Congress responded by stating that the LOI had no unilateral termination provision and that Golden Pond’s behavior indicated their intention to be bound by the LOI. Particularly because Golden Pond proposed to execute a written contract outside of the 10-day window.

The judge agreed with Golden Pond and stated that the LOI “merely represents an agreement to negotiate in the future. Thus, the LOI was not an enforceable contract. The lien claim was dismissed. Congress appealed.

Appeals court revives the lien claim

On appeal, the court stated that under MGL c. 254 §15A, summary discharge of a mechanics lien claim will typically be granted for:

  • defects in the notice of contract or statement of account,
  • failure to timely record either, or
  • a judgment or release that would preclude the lien.

Golden Pond hadn’t argued any of these. Instead, Golden Pond’s argument relied on the belief that the LOI is not an enforceable contract.

To form an enforceable contract, at a minimum, there must be an agreement between the parties on the terms of the contract, and the parties must have a present intention to be bound by the agreement. Since there was conflicting evidence regarding the parties’ intention, the facts would need to be disputed at trial. Therefore the discharge of the lien by the lower court was vacated.

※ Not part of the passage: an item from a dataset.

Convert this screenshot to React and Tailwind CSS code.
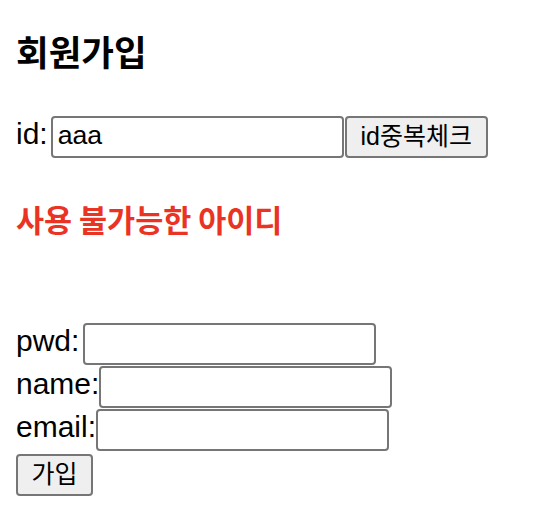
import React, { useState } from "react";

const Row = ({ label, children }) => (
  <div className="flex items-baseline h-[42px] mb-[1px]">
    <span className="text-[30px] leading-[34px]">{label}</span>
    {children}
  </div>
);

const inputCls =
  "w-[293px] h-[42px] border-2 border-[#767676] rounded-[4px] bg-white pl-[5px] pb-[4px] text-[26.67px] leading-[31px] outline-none";

const btnCls =
  "h-[42px] border-2 border-[#767676] rounded-[4px] bg-[#efefef] pb-[2px] text-[25px] leading-[30px]";

export default function App() {
  const [id, setId] = useState("aaa");
  const [pwd, setPwd] = useState("");
  const [name, setName] = useState("");
  const [email, setEmail] = useState("");

  return (
    <div className="bg-white min-h-[532px] px-4 pt-[29px] text-black font-['Liberation_Sans','Noto_Sans_CJK_KR',sans-serif]">
      <h3 className="font-['Noto_Sans_CJK_KR',sans-serif] text-[35.5px] leading-[44px] font-bold">회원가입</h3>
      <form onSubmit={(e) => e.preventDefault()}>
        <div className="flex items-baseline mt-[43px] h-[42px]">
          <span className="text-[30px] leading-[34px] mr-[3px]">id:</span>
          <div className="flex items-start">
            <input className={inputCls} value={id} onChange={(e) => setId(e.target.value)} />
            <button type="button" className={btnCls + " w-[143px] ml-[1px]"}>
              id중복체크
            </button>
          </div>
        </div>
        <p className="mt-[41px] font-['Noto_Sans_CJK_KR',sans-serif] text-[30.5px] leading-[40px] font-bold text-[#ea3323]">
          사용 불가능한 아이디
        </p>
        <div className="mt-[84px]">
          <Row label="pwd:">
            <input type="password" className={inputCls + " ml-[4px]"} value={pwd} onChange={(e) => setPwd(e.target.value)} />
          </Row>
          <Row label="name:">
            <input className={inputCls} value={name} onChange={(e) => setName(e.target.value)} />
          </Row>
          <Row label="email:">
            <input className={inputCls} value={email} onChange={(e) => setEmail(e.target.value)} />
          </Row>
        </div>
        <button type="submit" className={btnCls + " mt-[2px] w-[77px]"}>
          가입
        </button>
      </form>
    </div>
  );
}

Avoid performing work before executing a contract

Massachusetts mechanics lien laws strictly require a written contract between the parties in order to have a valid lien claim. In this case, the contractor’s claim was saved by the existence of the LOI – for the time being at least.

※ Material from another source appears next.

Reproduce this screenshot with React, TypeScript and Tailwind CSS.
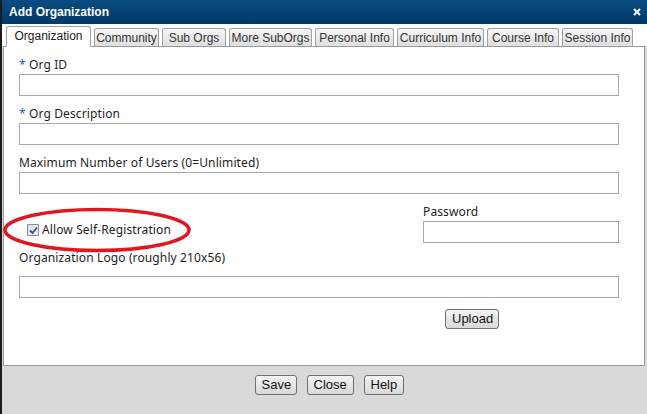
const tabs = [
  { label: "Organization", w: "w-[85px]", active: true },
  { label: "Community", w: "w-[65px]" },
  { label: "Sub Orgs", w: "w-[64px]" },
  { label: "More SubOrgs", w: "w-[83px]" },
  { label: "Personal Info", w: "w-[79px]" },
  { label: "Curriculum Info", w: "w-[87px]" },
  { label: "Course Info", w: "w-[72px]" },
  { label: "Session Info", w: "w-[71px]" },
];

function TextBox({ className = "" }: { className?: string }) {
  return <div className={`h-[22px] border border-[#a9a9a9] bg-white ${className}`} />;
}

function Label({ text, required }: { text: string; required?: boolean }) {
  return (
    <div className="h-[16px] text-[12px] leading-[16px] tracking-[0.12px] text-[#1e1e1e]">
      {required && <span className="text-[#2a5db0]">* </span>}
      {text}
    </div>
  );
}

function Button({ children, className = "" }: { children: React.ReactNode; className?: string }) {
  return (
    <button
      className={`h-[20px] rounded-[3px] border border-[#707070] bg-gradient-to-b from-[#f4f4f4] to-[#d8d8d8] px-[6px] font-['Liberation_Sans',Arial,sans-serif] text-[13px] leading-[18px] text-[#111] ${className}`}
    >
      {children}
    </button>
  );
}

export default function App() {
  return (
    <div className="relative flex h-[414px] w-[647px] flex-col overflow-hidden border-l-2 border-[#1c1c1c] bg-[#d9d9d9] font-['Noto_Sans',sans-serif]">
      {/* title bar */}
      <div className="flex h-[24px] shrink-0 items-center justify-between bg-gradient-to-b from-[#0b4c80] to-[#003a69] pl-[7px] pr-[5px] font-['Liberation_Sans',Arial,sans-serif] text-[12px] font-bold text-white">
        <span>Add Organization</span>
        <svg width="8" height="8" viewBox="0 0 8 8" className="mr-[1px]">
          <path d="M1 1L7 7M7 1L1 7" stroke="white" strokeWidth="2" />
        </svg>
      </div>

      {/* tabs */}
      <div className="flex h-[22px] shrink-0 items-end gap-[3px] bg-white pl-[4px]">
        {tabs.map((t) => (
          <div
            key={t.label}
            className={`${t.w} flex shrink-0 items-center justify-center rounded-t-[3px] border border-[#a0a0a0] font-['Liberation_Sans',Arial,sans-serif] text-[12px] ${
              t.active
                ? "relative z-10 -mb-px h-[21px] border-b-white bg-white pb-[1px] text-[#222]"
                : "h-[18px] border-b-0 bg-gradient-to-b from-[#f7f7f7] to-[#dedede] text-[#333]"
            }`}
          >
            {t.label}
          </div>
        ))}
      </div>

      {/* panel */}
      <div className="ml-[1px] mr-[2px] flex h-[320px] shrink-0 flex-col border border-[#9a9a9a] bg-white pl-[15px] pr-[25px] pt-[10px]">
        <Label text="Org ID" required />
        <TextBox className="mt-[1px]" />
        <div className="mt-[10px]">
          <Label text="Org Description" required />
        </div>
        <TextBox className="mt-[1px]" />
        <div className="mt-[10px]">
          <Label text="Maximum Number of Users (0=Unlimited)" />
        </div>
        <TextBox className="mt-[1px]" />

        <div className="mt-[10px] flex items-end justify-between">
          <div className="mb-[5px] ml-[8px] flex items-center gap-[3px] text-[12px] leading-[16px] tracking-[0.12px] text-[#1e1e1e]">
            <span className="flex h-[12px] w-[12px] items-center justify-center border border-[#8e8f8f] bg-gradient-to-br from-[#d9dfe8] to-[#f2f4f7]">
              <svg width="9" height="9" viewBox="0 0 9 9">
                <path d="M1 4.5L3.5 7L8 1.5" fill="none" stroke="#2b4d9c" strokeWidth="1.8" />
              </svg>
            </span>
            <span>Allow Self-Registration</span>
          </div>
          <div className="flex w-[196px] flex-col">
            <Label text="Password" />
            <TextBox className="mt-[1px]" />
          </div>
        </div>

        <div className="mt-[7px]">
          <Label text="Organization Logo (roughly 210x56)" />
        </div>
        <TextBox className="mt-[10px]" />
        <div className="mt-[7px] pl-[426px]">
          <Button className="w-[54px] px-0">Upload</Button>
        </div>
      </div>

      {/* footer */}
      <div className="flex flex-1 justify-center gap-[10px] pl-[9px] pt-[9px]">
        <Button className="w-[42px] px-0">Save</Button>
        <Button className="w-[47px] px-0">Close</Button>
        <Button className="w-[40px] px-0">Help</Button>
      </div>

      {/* annotation */}
      <svg
        className="pointer-events-none absolute left-0 top-[207px]"
        width="190"
        height="46"
        viewBox="0 0 190 46"
      >
        <ellipse cx="95" cy="23" rx="92" ry="20.5" fill="none" stroke="#e3161f" strokeWidth="3.5" />
      </svg>
    </div>
  );
}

This is a lesson not only in what constitutes a contract in Massachusetts but more importantly, that reliance on a letter of intent or other documents in preparation of a contract may affect your lien rights.

The letter of intent authorized Congress to begin hiring subs and purchasing materials. However, if the LOI is later determined not to be an enforceable contract, they may find themselves without any mechanics lien recourse for non-payment. Contractors should always be wary about commencing work before a full written agreement is in place.